L'auteure (oui, avec un –e) offre ainsi un panorama complet du fonctionnement du genre en français. Les mots y sont présentés sous forme de lexique, et font l'objet d'un commentaire agrémenté de nombreux renvois internes qui permettent de comparer les phénomènes linguistiques les uns aux autres (et d'en relever, notamment, les nombreuses incohérences). En replaçant les mots dans leur contexte historique, Marie Yaguello illustre également de manière éloquente comment la langue évolue, quel est le rôle des locuteurs dans cette évolution et quelles transformations cela traduit d'un point de vue sociologique. Le propos est également illustré de nombreuses citations littéraires qui permettent d'apprécier les mots dans leur contexte.
Finalement, il paraît pertinent d'évoquer ici une initiative récente prise en Suède : en mars 2015, un pronom neutre a en effet fait son entrée dans les dictionnaires officiels (à noter que l'usage, lui, remonte aux années 1960 lorsqu'il a été considéré comme politiquement incorrect d'utiliser le pronom masculin de façon universelle). Ce nouveau pronom, « hen », est utilisé à la place des pronoms masculins et féminins lorsqu'une référence genrée ne semble pas pertinente. Cette évolution a été directement influencée par la visibilité toujours plus grande des populations transgenres, qui ont popularisé l'utilisation du pronom neutre dans la langue suédoise jusqu'à en faire un usage officiellement admis.

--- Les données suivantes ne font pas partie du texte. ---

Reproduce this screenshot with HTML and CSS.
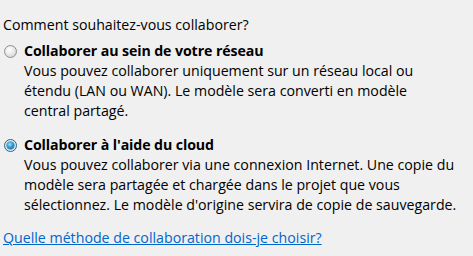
FILE: index.html
```html
<!DOCTYPE html>
<html lang="fr">
<head>
<meta charset="utf-8">
<link rel="stylesheet" href="styles.css">
</head>
<body>
<main class="panel">
  <p class="question">Comment souhaitez-vous collaborer?</p>
  <div class="option">
    <span class="radio"></span>
    <div class="body">
      <div class="title">Collaborer au sein de votre réseau</div>
      <div class="desc">Vous pouvez collaborer uniquement sur un réseau local ou<br>étendu (LAN ou WAN). Le modèle sera converti en modèle<br>central partagé.</div>
    </div>
  </div>
  <div class="option second">
    <span class="radio checked"></span>
    <div class="body">
      <div class="title">Collaborer à l'aide du cloud</div>
      <div class="desc">Vous pouvez collaborer via une connexion Internet. Une copie du<br>modèle sera partagée et chargée dans le projet que vous<br>sélectionnez. Le modèle d'origine servira de copie de sauvegarde.</div>
    </div>
  </div>
  <a class="help" href="#">Quelle méthode de collaboration dois-je choisir?</a>
</main>
</body>
</html>
```

FILE: styles.css
```css
html, body {
  margin: 0;
  padding: 0;
  background: #f0f0f0;
}
.panel {
  width: 473px;
  height: 256px;
  box-sizing: border-box;
  padding: 15px 0 0 3px;
  font-family: "Open Sans", "Noto Sans", sans-serif;
  font-size: 14.2px;
  line-height: 20px;
  color: #000;
  display: flex;
  flex-direction: column;
  align-items: flex-start;
  white-space: nowrap;
}
.question {
  margin: 0 0 6px 0;
}
.option {
  display: flex;
  align-items: flex-start;
  gap: 7px;
  padding-left: 1px;
}
.second {
  margin-top: 14px;
}
.title {
  font-weight: bold;
  letter-spacing: -0.1px;
}
.radio {
  width: 13px;
  height: 13px;
  margin-top: 4px;
  box-sizing: border-box;
  border-radius: 50%;
  border: 1px solid #8e8f8f;
  background: radial-gradient(circle at 40% 35%, #ffffff 0%, #eaeaea 45%, #c9c9c9 100%);
  display: flex;
  align-items: center;
  justify-content: center;
  flex: none;
}
.radio.checked {
  border-color: #2c628b;
  background: radial-gradient(circle at 50% 50%, #e9f4fb 0%, #d4e8f5 100%);
}
.radio.checked::after {
  content: "";
  width: 7px;
  height: 7px;
  border-radius: 50%;
  background: radial-gradient(circle at 40% 35%, #a6e4ff 0%, #2a9fd8 45%, #0f4f8a 100%);
  box-shadow: 0 0 0 0.5px #1b5b8c;
}
.help {
  margin-top: 13px;
  color: #0066cc;
  text-decoration: underline;
}
```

Dans les années 1980, Michel Sardou s'imaginait être une femme et savourait en chantant le piquant qu'il y aurait à « Être un P.D.G. en bas noirs, Sexy comm'autrefois les stars, Être un général d'infanterie, Rouler des patins aux conscrits/ Enceinte jusqu'au fond des yeux, Qu'on a envie d'app'ler monsieur, Être un flic ou pompier d'service, Et donner le sein à mon fils. » L'exemple suédois nous laisse espérer qu'un jour viendra où Madame le Général portera un titre féminisé (ou neutre) qui rendra compte d'une égalité reconnue des femmes dans la société…
Ah les genres des mots, une perpétuelle question pour nous, les non-natifs (ou non-natives!) Et une marmotte n'est pas le féminin d'un marmot, je sens que je vais mal dormir!